There’s one line-filler box where I’m not pleased with what I came up with, as it breaks a couple of these rules (no gold decorations, and the additional whitework besides the outline doesn’t follow a pattern that I see anywhere in the original), and in the very first capital on the page I deliberately broke from pattern to put a fish outline in, since the recipient’s heraldry has fish on it, but otherwise I think I did pretty well. I did also neglect to outline anything in black, both because I was out of time and because I'm fairly confident I would have ruined it all, had I tried.

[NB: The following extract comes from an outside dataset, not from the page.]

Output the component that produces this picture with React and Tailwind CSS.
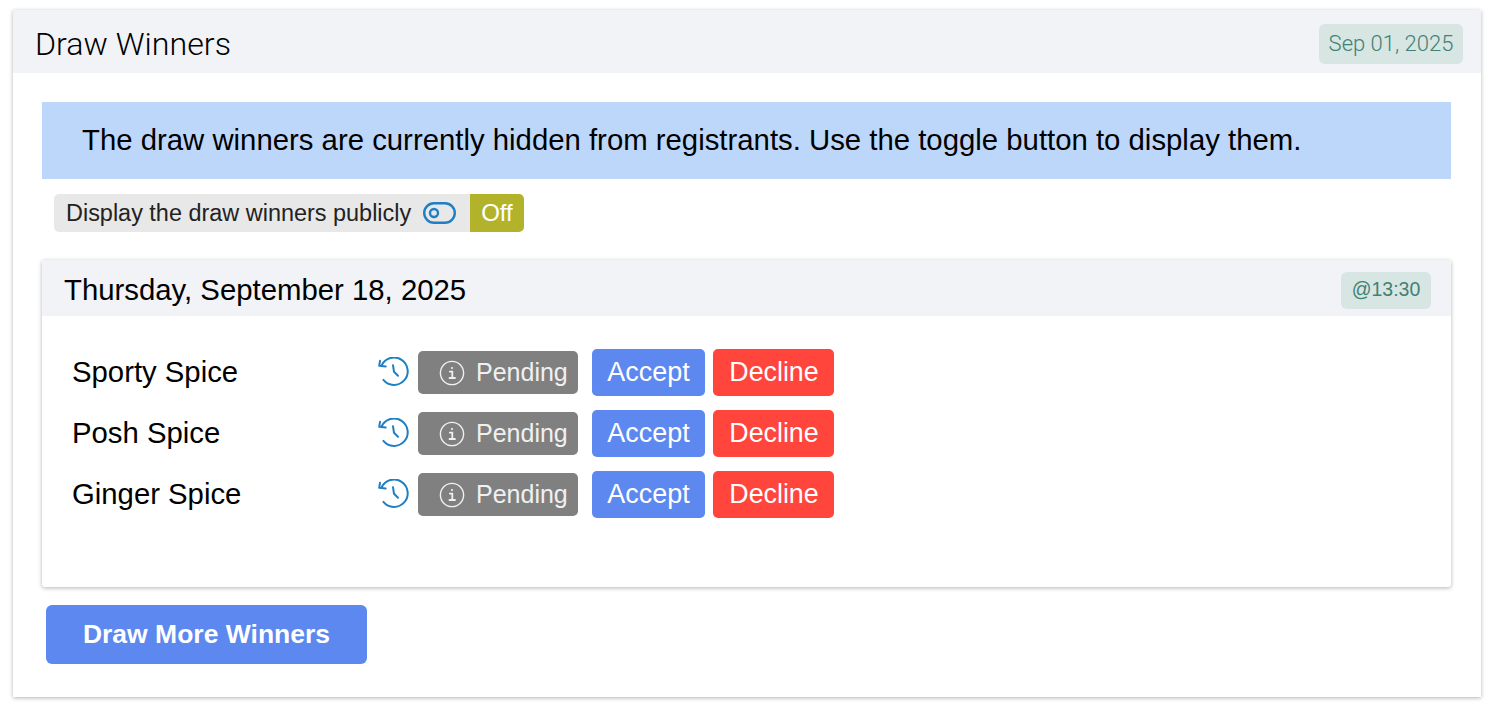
const SANS = "font-['Liberation_Sans',Arial,sans-serif]";

function HistoryIcon() {
  return (
    <svg width="32" height="32" viewBox="0 0 32 32" fill="none" stroke="#1f7fc4" strokeWidth="2" strokeLinecap="round" strokeLinejoin="round" className="shrink-0">
      <path d="M3.6 8.4A13.7 13.7 0 1 1 5.4 22.9" />
      <path d="M2 3.8 1.2 8.8 7.7 9.5" />
      <path d="M15 8.2 16 14.8 20 18.8" />
    </svg>
  );
}

function InfoIcon() {
  return (
    <svg width="26" height="26" viewBox="0 0 26 26" fill="none" stroke="#f0f0f0" strokeLinecap="round" className="shrink-0">
      <circle cx="13" cy="13" r="11.6" strokeWidth="1.4" />
      <circle cx="13" cy="8" r="1.1" fill="#f0f0f0" stroke="none" />
      <path d="M10.8 11.6H13.3V17.8M10.5 18H16" strokeWidth="1.8" />
    </svg>
  );
}

function ToggleIcon() {
  return (
    <svg width="33" height="22" viewBox="0 0 33 22" fill="none" stroke="#1f7fc4" className="shrink-0">
      <rect x="1.2" y="1.2" width="30.6" height="19.6" rx="9.8" strokeWidth="2.4" />
      <circle cx="11" cy="11" r="4" strokeWidth="2.4" />
    </svg>
  );
}

function Row({ name }) {
  return (
    <div className="flex items-center h-[47px]">
      <div className="w-[306px] shrink-0 pb-[2px] text-[29.3px] text-black">{name}</div>
      <HistoryIcon />
      <div className="ml-[8px] w-[160px] h-[43px] rounded-[5px] bg-[#808080] flex items-center pl-[21px] gap-[11px] text-[25px] text-[#f0f0f0]">
        <InfoIcon />
        <span>Pending</span>
      </div>
      <button className="ml-[14px] w-[113px] h-[47px] rounded-[5px] bg-[#5c88ef] text-white text-[27px] flex items-center justify-center">Accept</button>
      <button className="ml-[8px] w-[121px] h-[47px] pl-[1px] rounded-[5px] bg-[#ff453c] text-white text-[26.8px] flex items-center justify-center">Decline</button>
    </div>
  );
}

export default function App() {
  return (
    <div className={`bg-white w-[1490px] h-[708px] overflow-hidden pt-[10px] px-[13px] ${SANS}`}>
      <div className="w-[1468px] h-[687px] bg-white shadow-[0_1px_4px_rgba(0,0,0,0.3)]">
        <div className="h-[63px] bg-[#f1f3f7] flex items-center justify-between pt-[4px] pl-[22px] pr-[18px]">
          <h1 className="pt-[1px] font-['Roboto',sans-serif] font-light text-[32.2px] text-black">Draw Winners</h1>
          <span className="w-[144px] h-[40px] rounded-[6px] bg-[#d7e5e3] text-[#3f8274] font-['Roboto',sans-serif] font-light text-[22px] flex items-center justify-center">Sep 01, 2025</span>
        </div>
        <div className="pt-[29px] px-[29px]">
          <div className="w-[1409px] h-[77px] pb-[2px] bg-[#bdd7fb] flex items-center pl-[40px] text-[29.33px] text-black">
            The draw winners are currently hidden from registrants. Use the toggle button to display them.
          </div>
          <div className="mt-[15px] ml-[12px] flex w-fit h-[38px] rounded-[5px] overflow-hidden">
            <div className="w-[416px] bg-[#e8e8e8] text-[#222222] text-[23.45px] flex items-center pl-[12px] gap-[12px]">
              <span className="pt-[2px]">Display the draw winners publicly</span>
              <ToggleIcon />
            </div>
            <div className="w-[54px] bg-[#b3b32b] text-white text-[24px] flex items-center justify-center">Off</div>
          </div>
          <div className="mt-[28px] w-[1409px] h-[327px] bg-white rounded-[3px] shadow-[0_1px_4px_rgba(0,0,0,0.3)]">
            <div className="h-[56px] bg-[#f1f3f7] rounded-t-[3px] flex items-center justify-between pt-[4px] pl-[22px] pr-[20px]">
              <span className="text-[29.33px] text-black">Thursday, September 18, 2025</span>
              <span className="w-[90px] h-[37px] rounded-[6px] bg-[#d7e5e3] text-[#3f8274] text-[19.5px] flex items-center justify-center">@13:30</span>
            </div>
            <div className="pt-[33px] pl-[30px] flex flex-col gap-[14px]">
              <Row name="Sporty Spice" />
              <Row name="Posh Spice" />
              <Row name="Ginger Spice" />
            </div>
          </div>
          <button className="mt-[18px] ml-[4px] w-[321px] h-[59px] rounded-[6px] bg-[#5c88ef] text-white font-bold text-[26.5px] flex items-center justify-center">Draw More Winners</button>
        </div>
      </div>
    </div>
  );
}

I need to figure out a better brush to use for whitework, and a better way of keeping my gouache at the correct working consistency; this was okay but not ideal. As usual, my paints are from Archangel Arts - ultramarine, cadmium red deep, and titanium white; the gold is imitation shell gold from Guild Mirandola. I didn’t keep good track of how much time I spent on this, but probably in the 12-15 hours ballpark? I wasn’t expecting to be really pleased with it, based on how my calligraphy felt like it was going at the start, but in the end I’m actually quite pleased with this, and it sounded like the recipient also is, which is ultimately the goal.